Subamos al monte del Señor

Confieso que el pensamiento de la muerte me produce, no miedo, sino pánico. Será porque soy humano y he sido creado para vivir, no para morir. Pero siempre que he estado en Jerusalén el miedo se ha desvanecido. Me parece que, si muriera allí, alcanzaría la gloria de inmediato. Ese lugar es el vértice del cielo, la cima donde tiempo y eternidad se juntan. Siempre he pensado que, cuando el Señor vuelva, Jerusalén será el emplazamiento perfecto, la primera fila.

Y es que el comienzo del Adviento es como un ángel tocando la campana en lo alto de un monte, y llamando a todos los pueblos a reunirse allí para aguardar a Cristo.

Vendrán muchos de oriente y occidente y se sentarán con Abrahán, Isaac y Jacob en el reino de los cielos. El centurión de quien nos habla hoy el evangelio era romano, pero acudirán también a esa llamada habitantes del Orbe entero.

No podemos ir ahora a Jerusalén. Ni falta que hace. Recógete en el centro de tu alma, y congrega en lo alto de ese monte al pensamiento, a la mirada, al corazón, a todas tus potencias y sentidos. Allí está a punto de venir el Señor.

(TA01L)

¿Realmente lo deseamos?

El Adviento se inicia con dos gritos lanzados desde las dos orillas de un mar: «¡Ven, Señor Jesús!», «¡Viene el Señor!». El primer grito lo proferimos, y el segundo lo escuchamos.

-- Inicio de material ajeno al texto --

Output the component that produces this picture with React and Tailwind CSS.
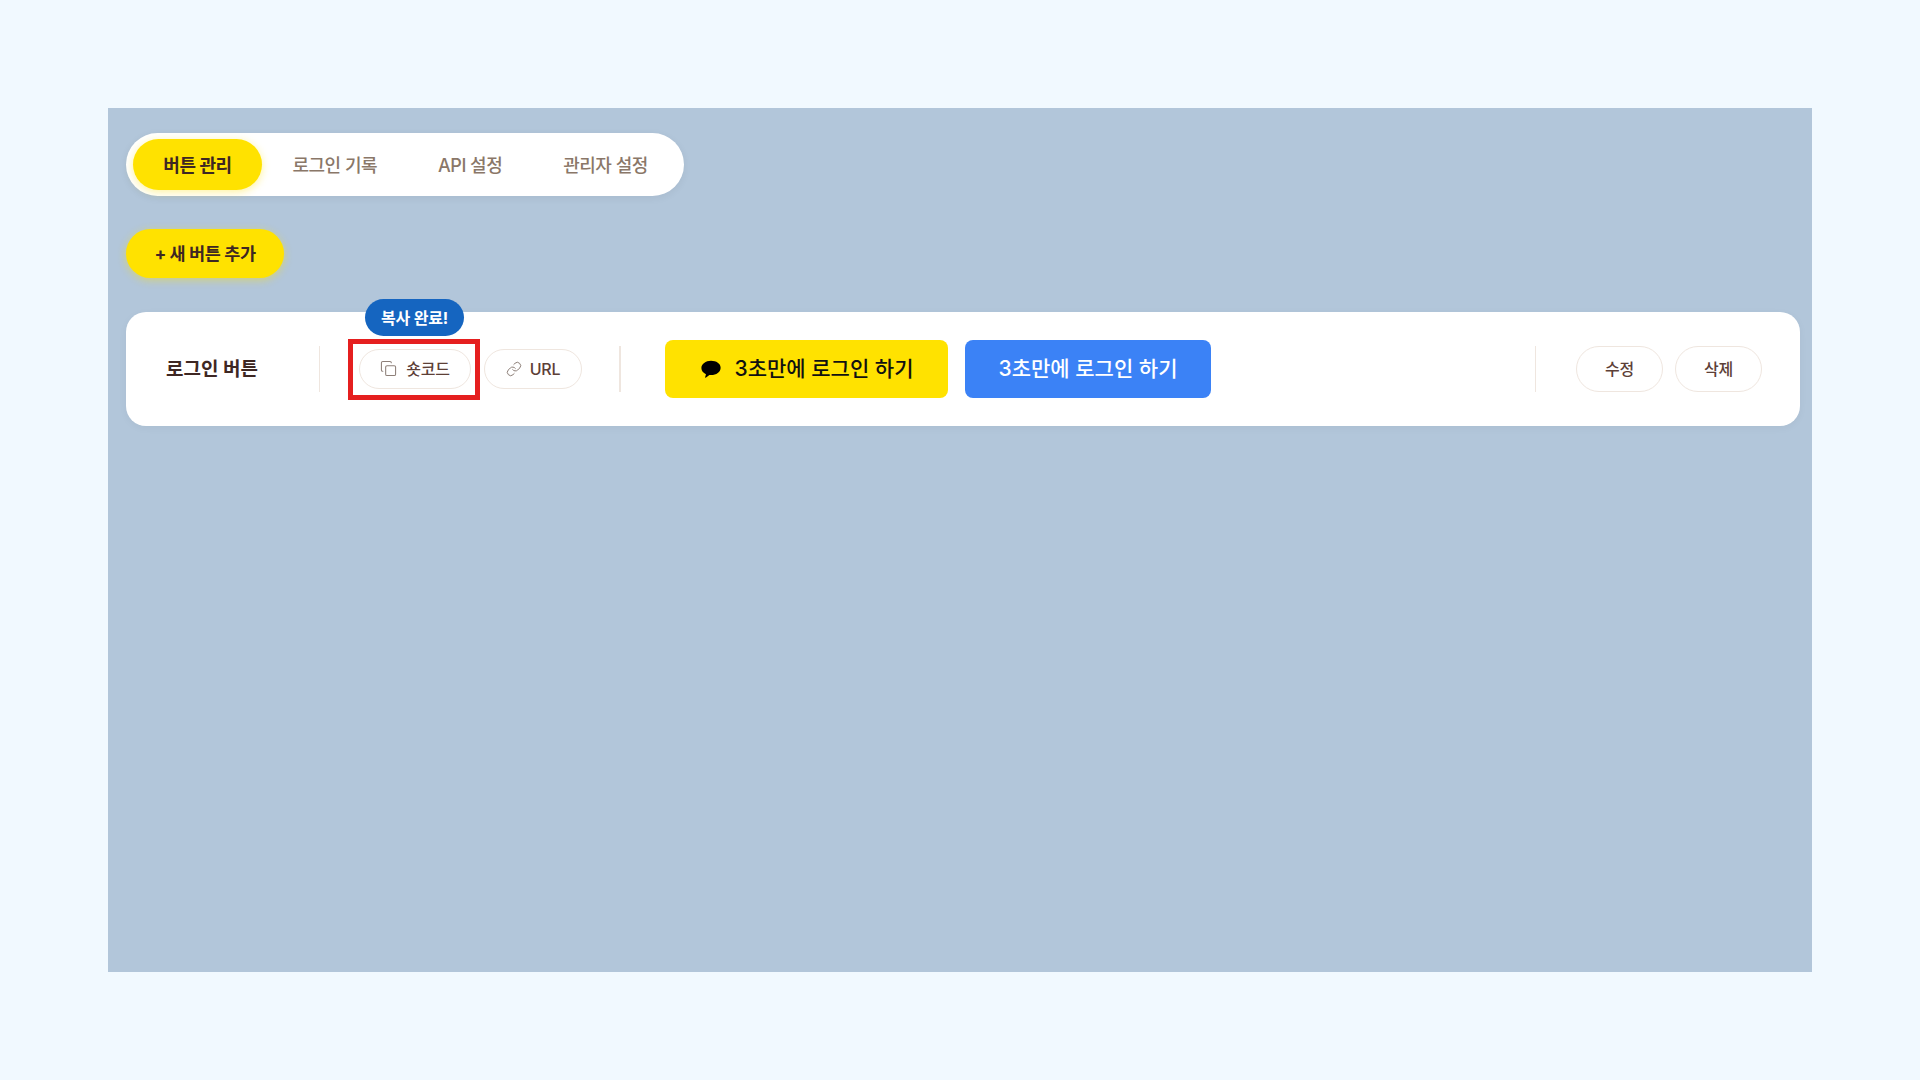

¿Cómo nos alegraríamos al saber que Cristo viene, si primero no lo hemos llamado con verdadera hambre de Dios? ¿A alguno de vosotros le alegra saber que la comida está en la mesa cuando se encuentra saciado tras haber pasado la mañana de bar en bar con los amigos?

¿Somos sinceros cuando gritamos «¡Ven, Señor Jesús!»? ¿Realmente creemos que lo necesitamos? Si somos capaces de pasar un día entero sin pensar en Dios, y no morimos de tristeza, ¿no viviríamos como un estorbo el que Cristo rasgase el cielo y regresara antes de que acabemos la serie de Netflix? ¿No acabaríamos pidiendo que esperase un poco, que no fuera tan deprisa, que nos diera tiempo a tomarnos antes las vacaciones o a ver crecer a los nietos?

Quizá necesitamos un ayuno antes de gritar: «¡Ven, Señor Jesús!» y escuchar: «¡Viene el Señor!». Quizá nos haga falta un lavado de estómago, recuperar el hambre y reconocer que es hambre de Dios…

No sea que venga inesperadamente y os encuentre dormidos.